For a while I grabbed articles as WebArchives, which I found unsatisfactory, or as HTML, which was better, but was not functional for annotations.
I have also copied text from articles and saved the clips as text files. I’d then pre- or post- pended notes to the quoted material. The OS X service in Notational Velocity, “Send to Notational Velocity” was the primary reason I began to do this. Unlike similar services in WriteRoom, Bean, Scrivener, and TextEdit, NV adds the originating site’s URL as the first line of the new text. That’s a graceful addition and it made text file sniping useful for the FSIM.
(There are script solutions to this, but I don’t have the programing chops to make them work. QuickSilver had a nice clipping function also, but then you’re in the QuickSilver development/non-development quagmire…)
All these approaches had the similarity of being laptop or PC based practices. I’m increasing reading on an iPad. My work flow is now heavily depended on InstaPaper. I find stuff while browsing in an RSS reader or from email subscriptions, I pop them into InstaPaper and read them later on the iPad, which unfortunately is a place where a “print to PDF ” function does not exist.
So my problem was how to get the workflow from reading to archiving. How to create a note in the FSIM as I go through articles in InstaPaper, the same way I would save to pdf on my laptop?
Sure there’s Twiter and Tumbler. I could “share” my reading, but a lot the stream really has nothing of interest to others. And I’m not so sure I’d want you all to see my notes anyway. With Twitter I’d get at best a hundred characters and a URL, not the page.
Also, I always worry about the amberV prohibition that the web is not now and was never meant to be a permanent repository of data. Just linking is not enough. Web pages change, they are modified, they go missing. I’ve watched the editorial proclivities of the New York Times unfold before my very eyes with each refresh of the page as adjectives and adverbs arrive and depart from published stories while they are shaped to fit the held narrative of the paper. It happens on most other pages too, so if material is important, you have to get a copy of it off the web and onto your file system, be it a local hard drive or a server. So Twitter fails as a notebooking tool here on two counts, capacity and permanence, while Tumblr and Posterious and the like fail on one: they’re on someone else’s system. This also goes for the other social bookmarking sites like delicious and dig.
There are the BibCite apps like Pages. They are fabulous, but they are not going to be on the iPad Safari browser any time soon. Zotero, besides being FireFox only, will not be integrated with InstaPaper or mobile Safari.
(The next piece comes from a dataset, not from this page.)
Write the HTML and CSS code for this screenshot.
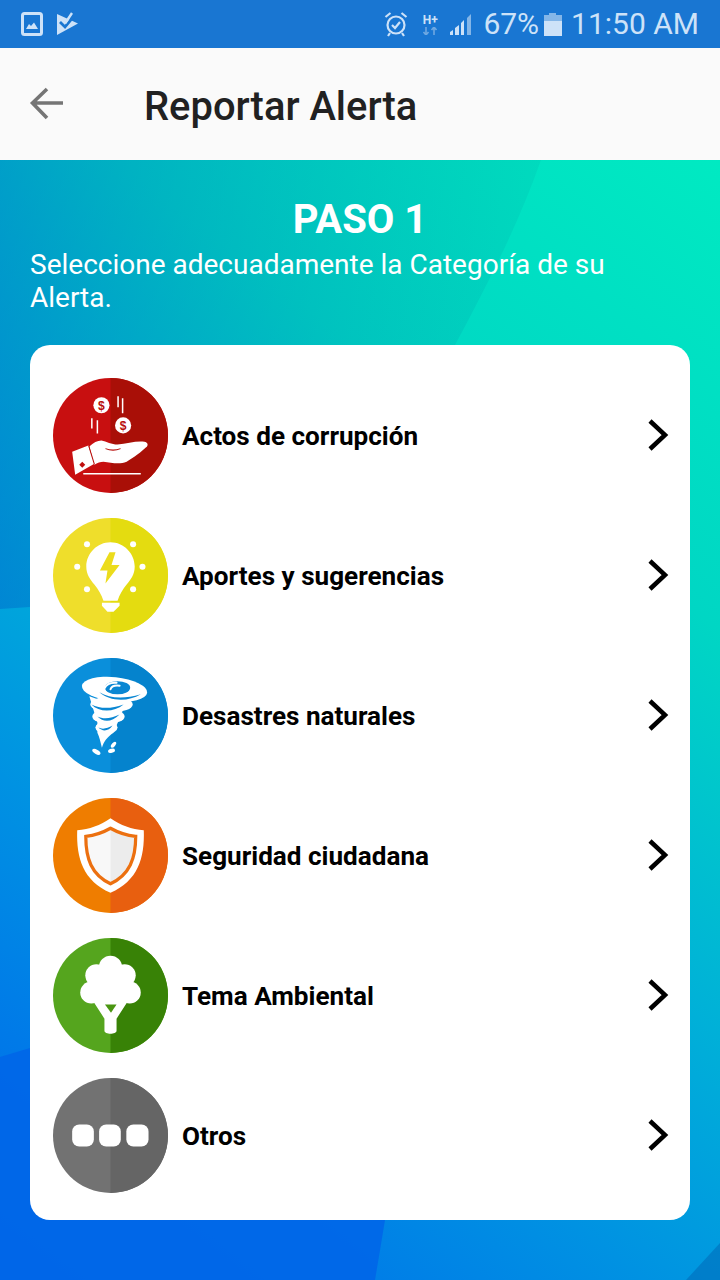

I have other gripes with Zotero, like it’s Microsoft view on data architecture, but it was close enough that I considered switching from Safari, for about an hour or so, before I realized that wasn’t going to work.
So when I found the core function in WordPress for clipping web pages via a java script bookmarklet using the “Press This” function, it wasn’t to long before I could see an architecture solution to distributed notetaking.
Here’s the goal: When reading in any browser, I want to be able to log an article, its contents, and any notes. A further requirement: be able to get everything out for integration with the FSIM.
First, I set up a subdomain in one of our (numerous) registered domains, put up an instal of WordPress, grabbed a super simple minimalist theme framework, and started ripping stuff out.
(I could have used another CMS or blog platform, but the “Press This” function was really what I was after. I wanted to replicate the fabulous way Tumblr allows for quick posts from any web site on a drive-by basis)
I pulled off all the footers and sidebars and all the graphics. I cut out all the comments code, which is no trivial matter in most themes; discussions with myself felt psychotic. I structured the main index to show only the title of an article, not the blog post body or an excerpt to get a nice folder-like article list. I did keep the category and tagging functions because they are nice for looking at the data from various angles. I also kept search and the static pages, even though I’m not sure what I’ll ever use a static page for, more talking to myself?
Then I began the process of locking the thing down. I password protected the site, pulled it off the web search spider trails, all the usual fortification stuff.
These are pretty standard procedures for anyone running their own blog, so I’ll not describe the steps in any more detail, except say that if you’re not used to messing with the guts of css or html this will not be a something you’re likely to implement, but if you are, then it’s a remarkably simple application of technology you already use every day. It took me about three hours to go from idea to functionality.
Those more geek than me would craft up their own html frame, perhaps using a text only web page, perhaps something rendered from MMD. My hats off to you if you do that. I felt like I needed the wheels and gears of WordPress, and if the thing really works and ever gets big I think I’ll be happy for the more robust support and extensibility of the application.
So now I have a server based, html formatted repository of my web reading. I’m one click away from grabbing and annotating text with a URL back to the original. I can sort and filter articles and, using the plugin Joe Boydston created called Export Posts, I can drop anything down as plain text as needed.
Time will tell if this is sustainable, or just another nice hobby project for a November afternoon, but just using it for a while now on the iPad, the iMac, and on a laptop, it’s a really a joy to click and note into my own system.